» AIM: Images are not part of the copy; transcribe all the data exactly.

» COLLECTED DATA:
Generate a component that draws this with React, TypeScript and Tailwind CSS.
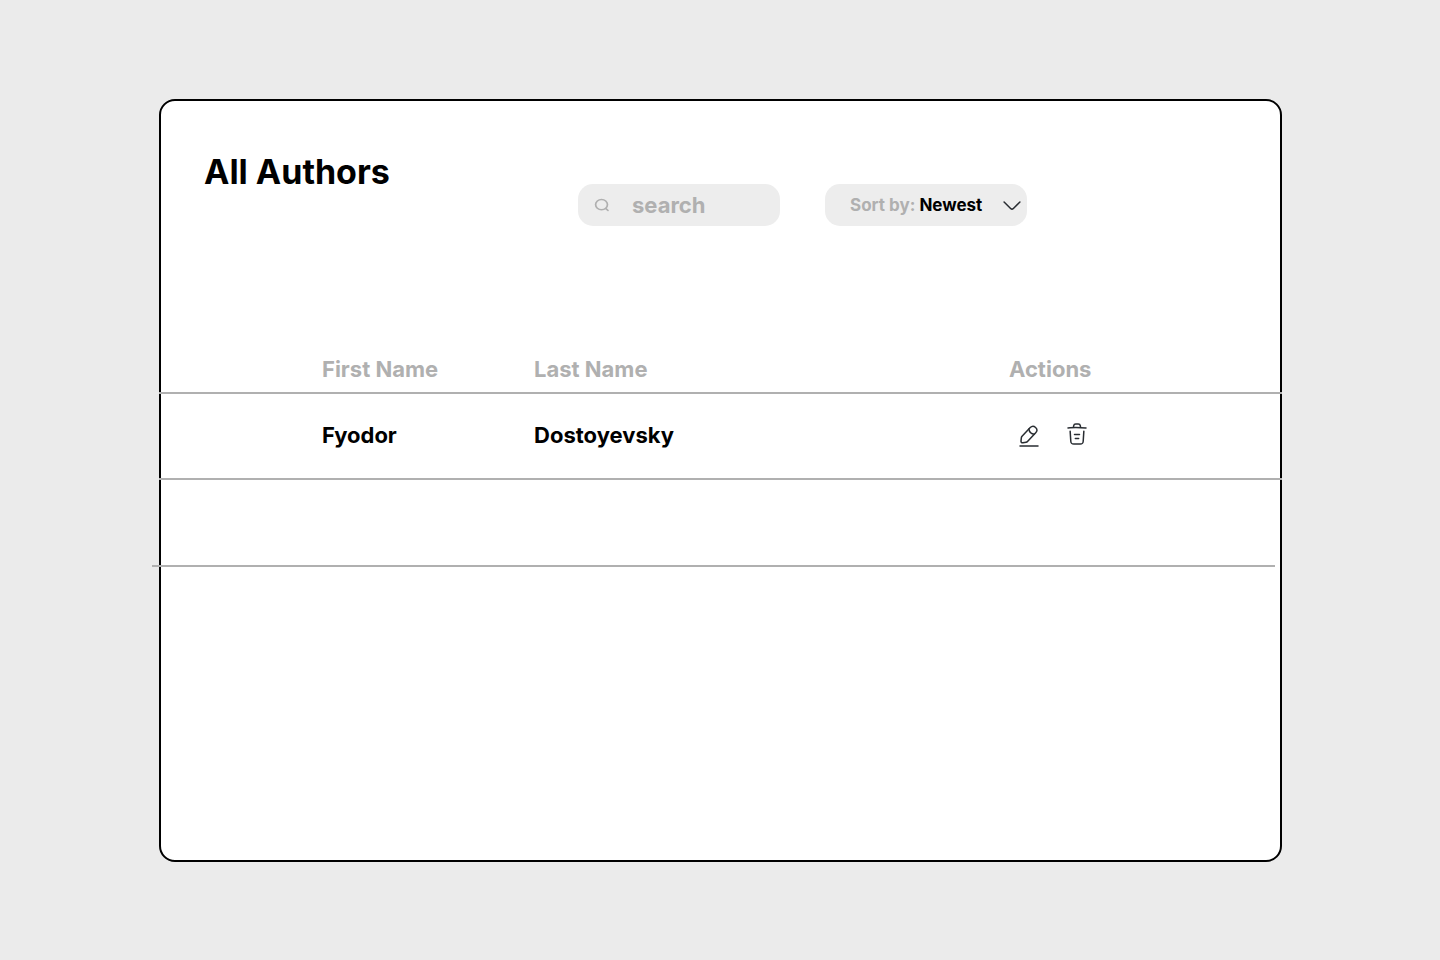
import type { ReactNode } from "react";

type Author = { first: string; last: string };

const authors: Author[] = [{ first: "Fyodor", last: "Dostoyevsky" }];

function Icon({ children, className = "size-6 text-[#292d32]" }: { children: ReactNode; className?: string }) {
  return (
    <svg
      viewBox="0 0 24 24"
      preserveAspectRatio="none"
      fill="none"
      stroke="currentColor"
      strokeWidth="1.5"
      strokeLinecap="round"
      strokeLinejoin="round"
      aria-hidden="true"
      className={className}
    >
      {children}
    </svg>
  );
}

function SearchIcon() {
  return (
    <Icon className="h-3.5 w-4 shrink-0 text-[#b0b0b0]">
      <path strokeWidth="2.6" d="M11.3 20.2a8.9 8.9 0 1 0 0-17.8 8.9 8.9 0 0 0 0 17.8ZM21 21.4l-3.4-3.6" />
    </Icon>
  );
}

function ChevronIcon() {
  return (
    <Icon className="pointer-events-none absolute right-[3px] size-6 text-[#292d32]">
      <path d="M19.92 8.95 13.4 15.47c-.77.77-2.03.77-2.8 0L4.08 8.95" />
    </Icon>
  );
}

function EditIcon() {
  return (
    <Icon>
      <path d="M13.26 3.6 5.05 12.29c-.31.33-.61.98-.67 1.43l-.37 3.24c-.13 1.17.71 1.97 1.87 1.77l3.22-.55c.45-.08 1.08-.41 1.39-.75l8.21-8.69c1.42-1.5 2.06-3.21-.15-5.3-2.2-2.07-3.87-1.34-5.29.16Z" />
      <path d="M11.89 5.05c.43 2.76 2.67 4.87 5.45 5.15" />
      <path d="M3 22h18" />
    </Icon>
  );
}

function TrashIcon() {
  return (
    <Icon>
      <path d="M21 5.98c-3.33-.33-6.68-.5-10.02-.5-1.98 0-3.96.1-5.94.3L3 5.98" />
      <path d="m8.5 4.97.22-1.31C8.88 2.71 9 2 10.69 2h2.62c1.69 0 1.82.75 1.97 1.67l.22 1.3" />
      <path d="m18.85 9.14-.65 10.07C18.09 20.78 18 22 15.21 22H8.79C6 22 5.91 20.78 5.8 19.21L5.15 9.14" />
      <path d="M10.33 16.5h3.33M9.5 12.5h5" />
    </Icon>
  );
}

export default function App() {
  return (
    <main className="min-h-screen bg-[#ebebeb] pt-[99px] pr-[158px] pb-[98px] pl-[159px] font-['Inter',sans-serif] font-bold text-black">
      <section className="min-h-[763px] rounded-[16px] border-2 border-black bg-white">
        <header className="flex items-start justify-between pt-[51px] pr-[253px] pl-[43px]">
          <h1 className="text-[34px] leading-10 whitespace-nowrap">All Authors</h1>
          <div className="mt-8 flex gap-[45px]">
            <label className="flex h-[42px] w-[202px] items-center gap-[22px] rounded-[15px] bg-[#ededed] pl-4">
              <SearchIcon />
              <input
                type="search"
                aria-label="Search authors"
                placeholder="search"
                className="w-full min-w-0 bg-transparent text-[22px] leading-7 outline-none placeholder:text-[#b0b0b0]"
              />
            </label>
            <div className="relative flex h-[42px] w-[202px] items-center gap-1 rounded-[15px] bg-[#ededed] pl-[25px] text-[17px] leading-6">
              <label htmlFor="sort" className="whitespace-nowrap text-[#b0b0b0]">
                Sort by:
              </label>
              <select id="sort" className="min-w-0 flex-1 appearance-none bg-transparent outline-none">
                <option>Newest</option>
                <option>Oldest</option>
              </select>
              <ChevronIcon />
            </div>
          </div>
        </header>

        <div className="-mx-0.5 mt-[120px]">
          <table className="w-full table-fixed border-separate border-spacing-0 text-left text-[22px] leading-7">
            <thead className="text-[#b0b0b0]">
              <tr className="h-12">
                <th className="w-[375px] border-b-2 border-[#b0b0b0] p-0 pl-[163px]">First Name</th>
                <th className="border-b-2 border-[#b0b0b0] p-0">Last Name</th>
                <th className="w-[273px] border-b-2 border-[#b0b0b0] p-0">Actions</th>
              </tr>
            </thead>
            <tbody>
              {authors.map((author) => (
                <tr key={author.last} className="h-[86px]">
                  <td className="border-b-2 border-[#b0b0b0] p-0 pb-0.5 pl-[163px]">{author.first}</td>
                  <td className="border-b-2 border-[#b0b0b0] p-0 pb-0.5">{author.last}</td>
                  <td className="border-b-2 border-[#b0b0b0] p-0 pb-0.5">
                    <div className="flex items-start gap-6 pl-2">
                      <button type="button" aria-label="Edit author" className="pt-0.5">
                        <EditIcon />
                      </button>
                      <button type="button" aria-label="Delete author">
                        <TrashIcon />
                      </button>
                    </div>
                  </td>
                </tr>
              ))}
            </tbody>
          </table>
          <hr className="mt-[85px] mr-[7px] -ml-[7px] border-t-2 border-[#b0b0b0]" />
        </div>
      </section>
    </main>
  );
}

» IN RESPONSE:
Generate a component that draws this with React, TypeScript and Tailwind CSS.
import type { ReactNode } from "react";

type Author = { first: string; last: string };

const authors: Author[] = [{ first: "Fyodor", last: "Dostoyevsky" }];

function Icon({ children, className = "size-6 text-[#292d32]" }: { children: ReactNode; className?: string }) {
  return (
    <svg
      viewBox="0 0 24 24"
      preserveAspectRatio="none"
      fill="none"
      stroke="currentColor"
      strokeWidth="1.5"
      strokeLinecap="round"
      strokeLinejoin="round"
      aria-hidden="true"
      className={className}
    >
      {children}
    </svg>
  );
}

function SearchIcon() {
  return (
    <Icon className="h-3.5 w-4 shrink-0 text-[#b0b0b0]">
      <path strokeWidth="2.6" d="M11.3 20.2a8.9 8.9 0 1 0 0-17.8 8.9 8.9 0 0 0 0 17.8ZM21 21.4l-3.4-3.6" />
    </Icon>
  );
}

function ChevronIcon() {
  return (
    <Icon className="pointer-events-none absolute right-[3px] size-6 text-[#292d32]">
      <path d="M19.92 8.95 13.4 15.47c-.77.77-2.03.77-2.8 0L4.08 8.95" />
    </Icon>
  );
}

function EditIcon() {
  return (
    <Icon>
      <path d="M13.26 3.6 5.05 12.29c-.31.33-.61.98-.67 1.43l-.37 3.24c-.13 1.17.71 1.97 1.87 1.77l3.22-.55c.45-.08 1.08-.41 1.39-.75l8.21-8.69c1.42-1.5 2.06-3.21-.15-5.3-2.2-2.07-3.87-1.34-5.29.16Z" />
      <path d="M11.89 5.05c.43 2.76 2.67 4.87 5.45 5.15" />
      <path d="M3 22h18" />
    </Icon>
  );
}

function TrashIcon() {
  return (
    <Icon>
      <path d="M21 5.98c-3.33-.33-6.68-.5-10.02-.5-1.98 0-3.96.1-5.94.3L3 5.98" />
      <path d="m8.5 4.97.22-1.31C8.88 2.71 9 2 10.69 2h2.62c1.69 0 1.82.75 1.97 1.67l.22 1.3" />
      <path d="m18.85 9.14-.65 10.07C18.09 20.78 18 22 15.21 22H8.79C6 22 5.91 20.78 5.8 19.21L5.15 9.14" />
      <path d="M10.33 16.5h3.33M9.5 12.5h5" />
    </Icon>
  );
}

export default function App() {
  return (
    <main className="min-h-screen bg-[#ebebeb] pt-[99px] pr-[158px] pb-[98px] pl-[159px] font-['Inter',sans-serif] font-bold text-black">
      <section className="min-h-[763px] rounded-[16px] border-2 border-black bg-white">
        <header className="flex items-start justify-between pt-[51px] pr-[253px] pl-[43px]">
          <h1 className="text-[34px] leading-10 whitespace-nowrap">All Authors</h1>
          <div className="mt-8 flex gap-[45px]">
            <label className="flex h-[42px] w-[202px] items-center gap-[22px] rounded-[15px] bg-[#ededed] pl-4">
              <SearchIcon />
              <input
                type="search"
                aria-label="Search authors"
                placeholder="search"
                className="w-full min-w-0 bg-transparent text-[22px] leading-7 outline-none placeholder:text-[#b0b0b0]"
              />
            </label>
            <div className="relative flex h-[42px] w-[202px] items-center gap-1 rounded-[15px] bg-[#ededed] pl-[25px] text-[17px] leading-6">
              <label htmlFor="sort" className="whitespace-nowrap text-[#b0b0b0]">
                Sort by:
              </label>
              <select id="sort" className="min-w-0 flex-1 appearance-none bg-transparent outline-none">
                <option>Newest</option>
                <option>Oldest</option>
              </select>
              <ChevronIcon />
            </div>
          </div>
        </header>

        <div className="-mx-0.5 mt-[120px]">
          <table className="w-full table-fixed border-separate border-spacing-0 text-left text-[22px] leading-7">
            <thead className="text-[#b0b0b0]">
              <tr className="h-12">
                <th className="w-[375px] border-b-2 border-[#b0b0b0] p-0 pl-[163px]">First Name</th>
                <th className="border-b-2 border-[#b0b0b0] p-0">Last Name</th>
                <th className="w-[273px] border-b-2 border-[#b0b0b0] p-0">Actions</th>
              </tr>
            </thead>
            <tbody>
              {authors.map((author) => (
                <tr key={author.last} className="h-[86px]">
                  <td className="border-b-2 border-[#b0b0b0] p-0 pb-0.5 pl-[163px]">{author.first}</td>
                  <td className="border-b-2 border-[#b0b0b0] p-0 pb-0.5">{author.last}</td>
                  <td className="border-b-2 border-[#b0b0b0] p-0 pb-0.5">
                    <div className="flex items-start gap-6 pl-2">
                      <button type="button" aria-label="Edit author" className="pt-0.5">
                        <EditIcon />
                      </button>
                      <button type="button" aria-label="Delete author">
                        <TrashIcon />
                      </button>
                    </div>
                  </td>
                </tr>
              ))}
            </tbody>
          </table>
          <hr className="mt-[85px] mr-[7px] -ml-[7px] border-t-2 border-[#b0b0b0]" />
        </div>
      </section>
    </main>
  );
}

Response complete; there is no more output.